Ma l’Italia, oltre a voler dare una mano agli americani, quali interessi ha in quell’area? Nessuno, anzi, oltre alle vite dei suoi soldati essa vi sta dissipando milioni di euro che potrebbero andare a rimpinguare il risibile budget delle Forze Armate. Qualcuno, come il Presidente della Repubblica, sostiene che rimanere in Afghanistan e negli altri teatri esteri è importante anche per onorare le alleanze e dimostrare l’affidabilità dell’Italia. Belle parole indubbiamente ma indicative del fatto che i nostri politici non hanno capito che le alleanze militari nate con la guerra fredda – come la NATO – sono destinate a scomparire, così come è scomparsa la ragione che le fece nascere. In realtà, all’orizzonte si profilano nuovi blocchi politici e militari, e probabilmente il mondo dei nostri figli sarà multipolare e, perciò, afflitto da una conflittualità che farà sembrare la guerra fredda una signorile partita a scacchi. Per carità, nessuno propone una scelta militarista dell’Italia, però sarebbe saggio non rinunciare almeno a un dispositivo di “dissuasione minima”. Come sarebbe saggio che fosse snellita la catena di comando del nostro Esercito, ora di vertice, ingessata e sempre in fuga dalle responsabilità. È impensabile, ad esempio, che ove si trovi nell’impellente necessità di dover tirare una cannonata contro i talebani che lo stanno sopraffacendo, un comandante di Reparto debba avere il preventivo assenso del Comando Operativo di Vertice Interforze, dello Stato Maggiore Esercito, dello Stato Maggiore Difesa, del Ministro della Difesa e del Capo del governo.
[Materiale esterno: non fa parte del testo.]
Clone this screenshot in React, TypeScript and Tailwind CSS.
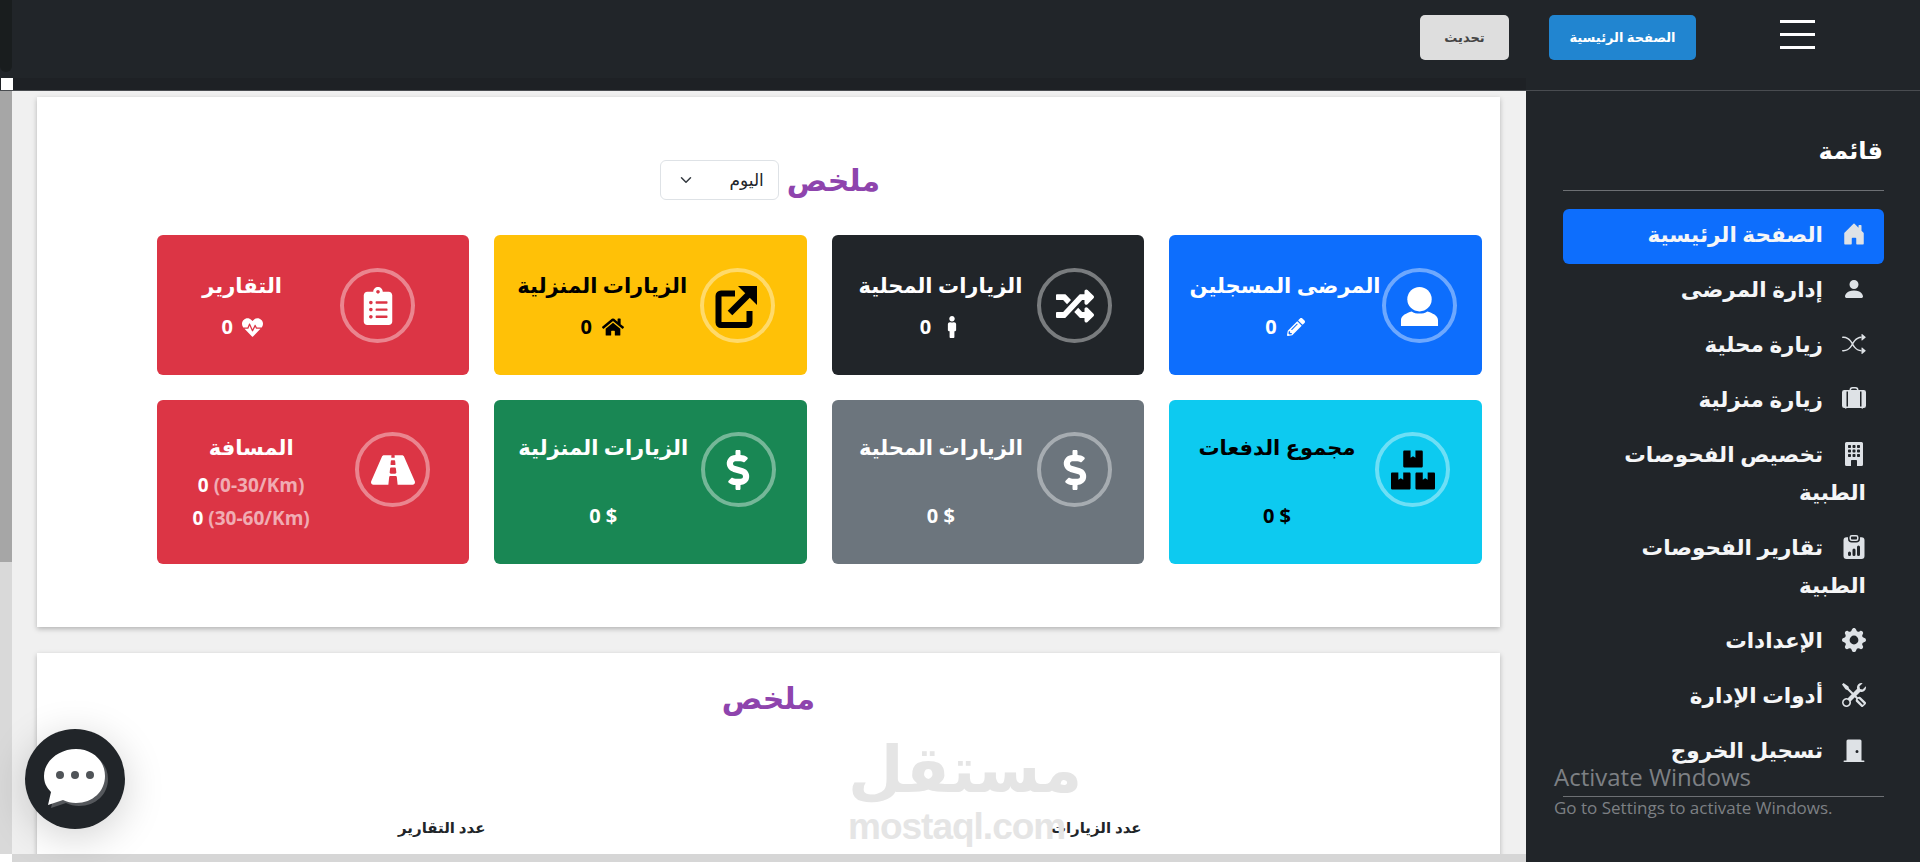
import React from "react";
import { FaHome, FaRandom, FaClipboardList, FaHeartbeat, FaDollarSign, FaBoxes, FaRoad, FaPencilAlt, FaMale } from "react-icons/fa";
import { BsPersonFill, BsShuffle, BsSuitcaseLgFill, BsBuildingFill, BsClipboardDataFill, BsGearFill, BsTools, BsDoorClosedFill, BsHouseDoorFill } from "react-icons/bs";
import { LuChevronDown } from "react-icons/lu";

const FONT = "font-['Noto_Sans','DejaVu_Sans',sans-serif]";

function OpenSquare({ className }: { className?: string }) {
  return (
    <svg viewBox="0 0 44 44" className={className} fill="none" stroke="currentColor">
      <path d="M20 9.500H6a2.500 2.500 0 0 0-2.500 2.500v26.500A2.500 2.500 0 0 0 6 41h26a2.500 2.500 0 0 0 2.500-2.500V27" strokeWidth="6" />
      <path d="M15 29 35 9" strokeWidth="6.500" />
      <path d="M23 2h19v19z" fill="currentColor" stroke="none" />
    </svg>
  );
}

function Bust({ className }: { className?: string }) {
  return (
    <svg viewBox="0 0 40 40" className={className} fill="currentColor">
      <ellipse cx="20" cy="12.500" rx="12.500" ry="12.500" />
      <path d="M1 40v-6c0-5 6-7.500 11-9 4 3 12 3 16 0 5 1.500 11 4 11 9v6z" />
    </svg>
  );
}

type Stat = {
  bg: string; text: string; ring: string; pad: string; w: string; tall?: boolean;
  title: string; icon: React.ReactNode; sub: React.ReactNode;
};

const stats: Stat[] = [
  { bg: "bg-[#0d6efd]", text: "text-white", ring: "border-white/40", pad: "pr-[25px]", w: "w-[192px] mr-[1px]", title: "المرضى المسجلين",
    icon: <Bust className="w-[39px] h-[39px] mt-[2px]" />, sub: <div className="flex items-center justify-center gap-[10px] mt-[12px] text-[20px] leading-[28px] font-bold"><FaPencilAlt className="w-[18px] h-[18px]" /><span>0</span></div> },
  { bg: "bg-[#212529]", text: "text-white", ring: "border-white/40", pad: "pr-[32px]", w: "w-[162px] mr-[16px]", title: "الزيارات المحلية",
    icon: <FaRandom className="w-[38px] h-[38px]" />, sub: <div className="flex items-center justify-center gap-[12px] mt-[12px] text-[20px] leading-[28px] font-bold"><FaMale className="w-[18px] h-[22px]" /><span>0</span></div> },
  { bg: "bg-[#ffc107]", text: "text-black", ring: "border-white/40", pad: "pr-[32px]", w: "w-[165px] mr-[15px]", title: "الزيارات المنزلية",
    icon: <OpenSquare className="w-[44px] h-[44px]" />, sub: <div className="flex items-center justify-center gap-[10px] mt-[12px] text-[20px] leading-[28px] font-bold"><FaHome className="w-[22px] h-[22px]" /><span>0</span></div> },
  { bg: "bg-[#dc3545]", text: "text-white", ring: "border-white/40", pad: "pr-[54px]", w: "w-[76px] mr-[60px]", title: "التقارير",
    icon: <FaClipboardList className="w-[30px] h-[38px]" />, sub: <div className="flex items-center justify-center gap-[9px] mt-[12px] text-[20px] leading-[28px] font-bold"><FaHeartbeat className="w-[21px] h-[21px]" /><span>0</span></div> },
  { bg: "bg-[#0dcaf0]", text: "text-black", ring: "border-white/40", pad: "pr-[32px]", tall: true, w: "w-[166px] mr-[15px]", title: "مجموع الدفعات",
    icon: <FaBoxes className="w-[44px] h-[44px]" />, sub: <div className="mt-[39px] text-[20px] leading-[28px] font-bold text-center" dir="ltr">0 $</div> },
  { bg: "bg-[#6c757d]", text: "text-white", ring: "border-white/40", pad: "pr-[32px]", tall: true, w: "w-[163px] mr-[15px]", title: "الزيارات المحلية",
    icon: <FaDollarSign className="w-[36px] h-[40px]" />, sub: <div className="mt-[39px] text-[20px] leading-[28px] font-bold text-center" dir="ltr">0 $</div> },
  { bg: "bg-[#198754]", text: "text-white", ring: "border-white/40", pad: "pr-[31px]", tall: true, w: "w-[165px] mr-[15px]", title: "الزيارات المنزلية",
    icon: <FaDollarSign className="w-[36px] h-[40px]" />, sub: <div className="mt-[39px] text-[20px] leading-[28px] font-bold text-center" dir="ltr">0 $</div> },
  { bg: "bg-[#dc3545]", text: "text-white", ring: "border-white/40", pad: "pr-[39px]", tall: true, w: "w-[132px] mr-[38px]", title: "المسافة",
    icon: <FaRoad className="w-[44px] h-[44px]" />, sub: (
      <div className="mt-[6px] text-[19px] leading-[33px] font-bold text-center font-['Open_Sans',sans-serif]" dir="ltr">
        <div className="whitespace-nowrap"><span>0 </span><span className="text-white/60">(0-30/Km)</span></div>
        <div className="whitespace-nowrap"><span>0 </span><span className="text-white/60">(30-60/Km)</span></div>
      </div>
    ) },
];

function StatCard({ s }: { s: Stat }) {
  return (
    <div className={`${s.bg} ${s.text} ${s.pad} ${s.tall ? "h-[164px] pt-[32px]" : "h-[140px] pt-[33px]"} rounded-[6px] flex items-start`}>
      <div className={`w-[75px] h-[75px] shrink-0 rounded-full border-[4px] ${s.ring} flex items-center justify-center`}>{s.icon}</div>
      <div className={`${s.w} shrink-0 text-center ${s.tall ? "-mt-[1px]" : "pt-[1px]"}`}>
        <div className="text-[21px] leading-[32px] font-bold whitespace-nowrap flex justify-center">{s.title}</div>
        {s.sub}
      </div>
    </div>
  );
}

const nav: { label: React.ReactNode; icon: React.ReactNode; active?: boolean }[] = [
  { label: "الصفحة الرئيسية", icon: <BsHouseDoorFill className="w-[24px] h-[24px]" />, active: true },
  { label: "إدارة المرضى", icon: <BsPersonFill className="w-[26px] h-[26px]" /> },
  { label: "زيارة محلية", icon: <BsShuffle className="w-[26px] h-[26px]" /> },
  { label: "زيارة منزلية", icon: <BsSuitcaseLgFill className="w-[26px] h-[26px]" /> },
  { label: <>تخصيص الفحوصات<br />الطبية</>, icon: <BsBuildingFill className="w-[26px] h-[26px]" /> },
  { label: <>تقارير الفحوصات<br />الطبية</>, icon: <BsClipboardDataFill className="w-[26px] h-[26px]" /> },
  { label: "الإعدادات", icon: <BsGearFill className="w-[26px] h-[26px]" /> },
  { label: "أدوات الإدارة", icon: <BsTools className="w-[26px] h-[26px]" /> },
  { label: "تسجيل الخروج", icon: <BsDoorClosedFill className="w-[26px] h-[26px]" /> },
];

export default function App() {
  return (
    <div dir="rtl" className={`${FONT} relative w-[1920px] h-[862px] overflow-hidden bg-[#f0f0f0] flex flex-col`}>
      {/* top bar */}
      <header className="h-[91px] shrink-0 bg-[#212529] border-b border-[#494c50] flex items-start pr-[105px] pt-[15px]">
        <div className="w-[35px] mt-[5px] flex flex-col gap-[10px]">
          <span className="block h-[3px] bg-white" /><span className="block h-[3px] bg-white" /><span className="block h-[3px] bg-white" />
        </div>
        <button className="mr-[84px] w-[147px] h-[45px] rounded-[5px] bg-[#2185d0] text-white text-[13px] font-bold">الصفحة الرئيسية</button>
        <button className="mr-[40px] w-[89px] h-[45px] rounded-[5px] bg-[#dedede] text-[#444] text-[13px] font-bold">تحديث</button>
      </header>

      <div className="flex-1 min-h-0 flex">
        {/* sidebar */}
        <aside className="w-[394px] shrink-0 bg-[#212529] text-white relative pr-[36px] pl-[37px] pt-[42px]">
          <div className="text-[24px] leading-[33px] font-bold pr-[1px] h-[57px]">قائمة</div>
          <div className="border-t border-[#6d7074]" />
          <nav className="mt-[18px] flex flex-col">
            {nav.map((n, i) => (
              <a key={i} className={`block rounded-[6px] px-[18px] pt-[6px] pb-[11px] text-[21.5px] leading-[38px] font-bold text-[#f5f6f7] ${n.active ? "bg-[#0d6efd]" : ""}`}>
                <span className="inline-flex w-[24px] h-[38px] items-center justify-center align-top ml-[19px] text-[#dee2e6]">{n.icon}</span>
                {n.label}
              </a>
            ))}
          </nav>
          <div className="absolute top-[705px] left-[37px] right-[36px] border-t border-[#6d7074]" />
          <div dir="ltr" className="absolute top-[670px] left-[28px] font-['Open_Sans',sans-serif] text-[#7d8084]">
            <div className="text-[24px] leading-[32px]">Activate Windows</div>
            <div className="text-[17px] leading-[22px] mt-[4px]">Go to Settings to activate Windows.</div>
          </div>
        </aside>

        {/* main */}
        <main className="flex-1 min-w-0 flex flex-col">
          <div className="flex-1 min-h-0 overflow-hidden pt-[6px] pr-[26px] pl-[25px]">
            <section className="h-[530px] bg-white shadow-[0_2px_5px_rgba(0,0,0,0.25)]">
              <div className="pt-[63px] pl-[3px] flex justify-center gap-[8px] items-center h-[103px]">
                <h2 className="text-[30px] leading-[40px] font-bold text-[#8e44ad]">ملخص</h2>
                <div className="w-[119px] h-[40px] rounded-[6px] border border-[#dee2e6] bg-white flex items-center justify-between pr-[14px] pl-[16px] text-[17px] text-[#212529]">
                  <span>اليوم</span>
                  <LuChevronDown className="w-[18px] h-[18px] text-[#343a40]" />
                </div>
              </div>
              <div className="mt-[35px] pr-[18px] pl-[119.5px] grid grid-cols-4 gap-[25px]">
                {stats.map((s, i) => <StatCard key={i} s={s} />)}
              </div>
            </section>
            <section className="relative mt-[26px] h-[300px] bg-white shadow-[0_2px_5px_rgba(0,0,0,0.25)]">
              <h2 className="pt-[25px] text-center text-[30px] leading-[40px] font-bold text-[#8e44ad]">ملخص</h2>
              <div className="mt-[98px] grid grid-cols-2 text-center text-[15px] leading-[22px] font-bold text-[#212529]">
                <div className="pr-[76px]">عدد الزيارات</div>
                <div className="pl-[78px]">عدد التقارير</div>
              </div>
            </section>
          </div>
          <div className="h-[8px] shrink-0 bg-[#d6d6d6]" />
        </main>

        {/* page scrollbar */}
        <div className="w-[12px] shrink-0 flex flex-col bg-[#d9d9d9]">
          <div className="h-[471px] bg-[#a6a6a6]" />
          <div className="flex-1" />
          <div className="h-[8px] bg-white" />
        </div>
      </div>

      {/* scrollbar remnants over the top bar */}
      <div className="absolute left-0 top-[78px] w-[1526px] h-[12px] bg-[#1e2125]" />
      <div className="absolute left-0 top-0 w-[12px] h-[72px] rounded-b-[6px] bg-[#191d1e]" />
      <div className="absolute left-[1px] top-[78px] w-[12px] h-[12px] bg-white" />

      {/* watermark */}
      <div dir="ltr" className="absolute left-[848px] top-[728px] w-[224px] text-[#e5e5e5] pointer-events-none">
        <div className="text-[64px] leading-[80px] font-bold text-center">مستقل</div>
        <div className="font-['Liberation_Sans',sans-serif] text-[37px] leading-[42px] tracking-[-1px] font-bold -mt-[2px]">mostaql.com</div>
      </div>

      {/* chat bubble */}
      <div className="absolute left-[25px] top-[729px] w-[100px] h-[100px] rounded-full bg-[#212529] shadow-[0_8px_40px_rgba(0,0,0,0.18)] flex items-center justify-center">
        <svg viewBox="0 0 70 64" className="w-[70px] h-[64px] ml-[3px] mt-[2px]">
          <path d="M37 4c17 0 29 12 29 27S54 58 37 58c-5 0-9-1-13-3L9 60l3-13C7 42 5 37 5 31 5 16 19 4 37 4z" fill="#55585c" />
          <path d="M34 1c17 0 29 12 29 27S51 55 34 55c-5 0-9-1-13-3L6 57l3-13C4 39 2 34 2 28 2 13 17 1 34 1z" fill="#fff" />
          <circle cx="18" cy="27" r="4" fill="#505458" /><circle cx="33" cy="27" r="4" fill="#505458" /><circle cx="48" cy="27" r="4" fill="#505458" />
        </svg>
      </div>
    </div>
  );
}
Ciò che è successo ai due marò del San Marco sequestrati dalle autorità indiane, è stato proprio il frutto di questa catena inverosimilmente lunga, incapace di decidere bene e rapidamente. I problemi dai quali sono afflitte le nostre Forze Armate non sono di quelli che si possono risolvere tagliando venti/trentamila uomini e chiudendo qualche altra caserma, perché essi sono soprattutto di natura politica. Sì, perché è il Parlamento a dover decidere cosa fare dei centomila uomini dell’Esercito, deitrentaila della Marina Militare e dei quarantacinquemila all’Aviazione: ridurli ulteriormente e trasformarli in una sorta di armata del lavoro buona esclusivamente per i terremoti e le alluvioni, oppure costruirci un sistema di difesa piccolo ma agile ed efficiente?
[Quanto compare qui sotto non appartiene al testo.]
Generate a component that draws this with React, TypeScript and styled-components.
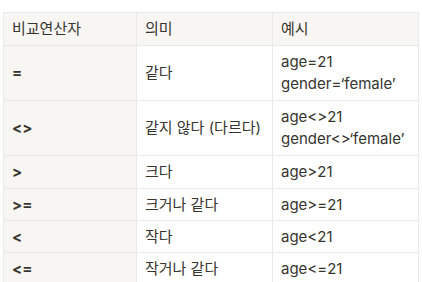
import React from 'react';
import styled, { createGlobalStyle } from 'styled-components';

const GlobalStyle = createGlobalStyle`
  body {
    margin: 0;
    background: #ffffff;
    font-family: Inter, "Noto Sans CJK KR", "Noto Sans", sans-serif;
    color: #37352f;
  }
`;

const Page = styled.div`
  padding: 12px 0 0 3px;
`;

const Table = styled.table`
  border-collapse: collapse;
  table-layout: fixed;
  width: 415px;
  font-size: 15px;
`;

const HeadCell = styled.th<{ $w: number }>`
  box-sizing: border-box;
  width: ${(p) => p.$w}px;
  background: #f7f6f3;
  border: 1px solid #e9e9e7;
  padding: 5px 8px;
  text-align: left;
  font-weight: 400;
  vertical-align: middle;
`;

const Cell = styled.td<{ $first?: boolean; $tight?: boolean }>`
  box-sizing: border-box;
  border: 1px solid #e9e9e7;
  padding: ${(p) => (p.$tight ? '5px 8px 4px' : '5px 8px')};
  vertical-align: middle;
  background: ${(p) => (p.$first ? '#f7f6f3' : '#ffffff')};
  font-weight: ${(p) => (p.$first ? 700 : 400)};
  white-space: nowrap;
`;

const Line = styled.div`
  height: 22px;
  line-height: 22px;
`;

interface Row {
  op: string;
  meaning: string;
  examples: string[];
  tight?: boolean;
}

const rows: Row[] = [
  { op: '=', meaning: '같다', examples: ['age=21', 'gender=\u2018female\u2019'] },
  { op: '<>', meaning: '같지 않다 (다르다)', examples: ['age<>21', 'gender<>\u2018female\u2019'] },
  { op: '>', meaning: '크다', examples: ['age>21'] },
  { op: '>=', meaning: '크거나 같다', examples: ['age>=21'], tight: true },
  { op: '<', meaning: '작다', examples: ['age<21'], tight: true },
  { op: '<=', meaning: '작거나 같다', examples: ['age<=21'], tight: true },
];

export default function App() {
  return (
    <Page>
      <GlobalStyle />
      <Table>
        <thead>
          <tr>
            <HeadCell $w={133}>
              <Line>비교연산자</Line>
            </HeadCell>
            <HeadCell $w={136}>
              <Line>의미</Line>
            </HeadCell>
            <HeadCell $w={146}>
              <Line>예시</Line>
            </HeadCell>
          </tr>
        </thead>
        <tbody>
          {rows.map((r) => (
            <tr key={r.op}>
              <Cell $first $tight={r.tight}>
                <Line>{r.op}</Line>
              </Cell>
              <Cell $tight={r.tight}>
                <Line>{r.meaning}</Line>
              </Cell>
              <Cell $tight={r.tight}>
                {r.examples.map((e) => (
                  <Line key={e}>{e}</Line>
                ))}
              </Cell>
            </tr>
          ))}
        </tbody>
      </Table>
    </Page>
  );
}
Pertanto, la revisione alla quale ha accennato Di Paola il 25 aprile, oltre ad essere pericolosa stante gli scenari internazionali futuri, non sarebbe neppure credibile, perché a fronte di un drastico dimezzamento delle Forze Armate, in proporzione, sono aumentati i Generali: una sfoltitina ai vertici militari, quella sì, non sarebbe inopportuna! È vero, altri problemi e altre sfide si profilano all’orizzonte del nostro Paese, ma che Paese sarà se lo lasceremo senza difesa? Pertanto, non uccidiamo le Forze Armate, ma riportiamole a casa; non licenziamo i soldati, ma eliminiamo istituti assurdi come lo straordinario per i militari che fanno un lavoro straordinario per tutta la vita; i Generali chiariscano, in modo definitivo, che la politica di difesa del Paese non è un problema delle Forze Armate ma del Parlamento.
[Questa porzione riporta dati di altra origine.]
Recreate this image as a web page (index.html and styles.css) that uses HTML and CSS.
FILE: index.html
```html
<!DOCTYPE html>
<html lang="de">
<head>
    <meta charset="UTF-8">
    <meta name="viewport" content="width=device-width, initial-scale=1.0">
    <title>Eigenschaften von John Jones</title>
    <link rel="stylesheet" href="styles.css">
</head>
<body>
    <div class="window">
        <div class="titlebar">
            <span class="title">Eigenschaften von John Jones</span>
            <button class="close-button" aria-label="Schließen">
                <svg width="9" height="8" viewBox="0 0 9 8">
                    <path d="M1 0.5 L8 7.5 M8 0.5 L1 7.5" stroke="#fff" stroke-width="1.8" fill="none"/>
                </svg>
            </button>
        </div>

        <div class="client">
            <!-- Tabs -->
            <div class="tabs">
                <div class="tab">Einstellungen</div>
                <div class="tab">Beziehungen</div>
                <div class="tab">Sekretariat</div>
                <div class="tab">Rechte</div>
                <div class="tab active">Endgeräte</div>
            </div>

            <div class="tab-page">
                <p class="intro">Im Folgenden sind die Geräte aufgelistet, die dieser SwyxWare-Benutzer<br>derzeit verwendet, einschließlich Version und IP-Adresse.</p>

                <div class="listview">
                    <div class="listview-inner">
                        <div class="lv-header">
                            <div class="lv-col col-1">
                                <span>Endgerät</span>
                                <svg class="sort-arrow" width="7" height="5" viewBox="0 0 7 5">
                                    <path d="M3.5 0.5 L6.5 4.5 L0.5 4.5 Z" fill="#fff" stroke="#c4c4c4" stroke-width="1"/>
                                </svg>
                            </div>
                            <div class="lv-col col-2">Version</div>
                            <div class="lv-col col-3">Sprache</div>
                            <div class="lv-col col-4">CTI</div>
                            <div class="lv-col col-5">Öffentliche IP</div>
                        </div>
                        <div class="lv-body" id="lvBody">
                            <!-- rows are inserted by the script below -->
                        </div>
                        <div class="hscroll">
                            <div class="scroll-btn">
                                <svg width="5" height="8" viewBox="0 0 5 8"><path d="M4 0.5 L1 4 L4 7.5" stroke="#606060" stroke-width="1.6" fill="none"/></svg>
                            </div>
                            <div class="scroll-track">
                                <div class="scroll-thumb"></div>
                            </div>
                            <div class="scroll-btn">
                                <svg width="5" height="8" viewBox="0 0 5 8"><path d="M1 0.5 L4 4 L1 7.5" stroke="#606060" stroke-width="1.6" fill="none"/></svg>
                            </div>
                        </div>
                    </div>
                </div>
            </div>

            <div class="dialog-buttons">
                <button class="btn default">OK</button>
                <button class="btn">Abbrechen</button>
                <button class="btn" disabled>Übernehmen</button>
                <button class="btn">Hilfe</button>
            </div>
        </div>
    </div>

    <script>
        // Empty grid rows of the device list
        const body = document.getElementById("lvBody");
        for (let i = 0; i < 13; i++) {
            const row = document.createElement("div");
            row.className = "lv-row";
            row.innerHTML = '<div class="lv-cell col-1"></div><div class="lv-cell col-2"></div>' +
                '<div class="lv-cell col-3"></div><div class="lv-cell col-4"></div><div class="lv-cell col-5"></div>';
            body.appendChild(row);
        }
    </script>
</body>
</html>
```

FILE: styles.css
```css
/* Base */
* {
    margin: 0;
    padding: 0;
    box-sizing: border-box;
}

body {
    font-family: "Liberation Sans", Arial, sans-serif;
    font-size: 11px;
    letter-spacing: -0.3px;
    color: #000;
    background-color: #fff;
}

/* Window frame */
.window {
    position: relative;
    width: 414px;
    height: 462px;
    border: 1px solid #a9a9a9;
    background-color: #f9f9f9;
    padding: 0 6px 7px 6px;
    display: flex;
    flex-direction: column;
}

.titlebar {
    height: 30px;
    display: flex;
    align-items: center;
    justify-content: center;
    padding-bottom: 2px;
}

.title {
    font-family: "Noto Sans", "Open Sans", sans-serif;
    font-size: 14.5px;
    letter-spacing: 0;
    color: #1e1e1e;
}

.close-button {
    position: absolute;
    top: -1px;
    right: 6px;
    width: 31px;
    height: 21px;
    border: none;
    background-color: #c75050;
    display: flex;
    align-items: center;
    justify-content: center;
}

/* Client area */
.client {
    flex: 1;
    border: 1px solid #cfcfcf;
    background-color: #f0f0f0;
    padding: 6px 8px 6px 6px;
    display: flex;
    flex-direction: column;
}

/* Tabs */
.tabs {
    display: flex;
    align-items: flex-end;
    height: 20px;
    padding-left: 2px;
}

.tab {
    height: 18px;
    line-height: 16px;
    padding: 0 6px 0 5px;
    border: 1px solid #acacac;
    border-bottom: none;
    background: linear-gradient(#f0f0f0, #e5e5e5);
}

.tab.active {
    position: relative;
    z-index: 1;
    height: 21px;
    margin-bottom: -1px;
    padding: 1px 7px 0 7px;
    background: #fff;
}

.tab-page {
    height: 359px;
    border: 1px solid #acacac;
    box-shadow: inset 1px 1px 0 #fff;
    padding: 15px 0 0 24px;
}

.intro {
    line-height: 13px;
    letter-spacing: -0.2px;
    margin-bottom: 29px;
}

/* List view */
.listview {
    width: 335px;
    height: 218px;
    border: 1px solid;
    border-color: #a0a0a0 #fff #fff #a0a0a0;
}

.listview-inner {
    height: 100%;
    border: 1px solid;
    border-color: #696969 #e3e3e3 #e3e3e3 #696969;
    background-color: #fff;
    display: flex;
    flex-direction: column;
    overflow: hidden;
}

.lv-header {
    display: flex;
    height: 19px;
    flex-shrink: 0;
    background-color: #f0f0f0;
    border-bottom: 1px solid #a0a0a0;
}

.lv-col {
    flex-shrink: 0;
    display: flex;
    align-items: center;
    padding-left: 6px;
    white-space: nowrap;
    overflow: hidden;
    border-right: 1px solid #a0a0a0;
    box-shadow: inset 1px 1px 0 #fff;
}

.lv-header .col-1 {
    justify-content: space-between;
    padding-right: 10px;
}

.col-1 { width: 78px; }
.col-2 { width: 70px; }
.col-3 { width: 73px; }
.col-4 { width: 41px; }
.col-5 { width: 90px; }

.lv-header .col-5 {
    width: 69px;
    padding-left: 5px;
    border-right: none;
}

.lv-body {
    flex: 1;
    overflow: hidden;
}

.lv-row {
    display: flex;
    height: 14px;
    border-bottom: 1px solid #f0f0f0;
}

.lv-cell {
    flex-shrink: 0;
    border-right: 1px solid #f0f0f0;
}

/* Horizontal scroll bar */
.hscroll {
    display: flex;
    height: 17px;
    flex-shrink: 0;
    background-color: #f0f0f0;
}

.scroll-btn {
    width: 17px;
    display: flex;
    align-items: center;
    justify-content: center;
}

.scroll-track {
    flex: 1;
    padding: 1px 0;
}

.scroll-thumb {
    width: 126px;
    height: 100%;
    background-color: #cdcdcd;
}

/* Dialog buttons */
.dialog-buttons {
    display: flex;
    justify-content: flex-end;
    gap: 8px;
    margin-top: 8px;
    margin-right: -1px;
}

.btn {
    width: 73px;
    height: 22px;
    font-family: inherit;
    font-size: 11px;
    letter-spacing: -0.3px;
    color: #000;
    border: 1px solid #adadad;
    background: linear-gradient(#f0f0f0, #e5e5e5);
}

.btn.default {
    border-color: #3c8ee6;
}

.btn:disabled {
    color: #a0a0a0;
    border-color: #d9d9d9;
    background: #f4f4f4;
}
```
In verità sono moltissime le ragioni per cui un Paese serio non dovrebbe smobilitare le proprie Forze Armate e, una di esse, all’indomani dell’8 settembre 1943, la espresse una persona sicuramente non militarista e di specchiata fede democratica, il sindaco socialista di Molinella di Romagna, Giuseppe Bentivogli: “Quando manca l’esercito non c’è più spina dorsale in una nazione”. Forse è proprio la spina dorsale di noi tutti che dovremmo revisionare, non le Forze Armate.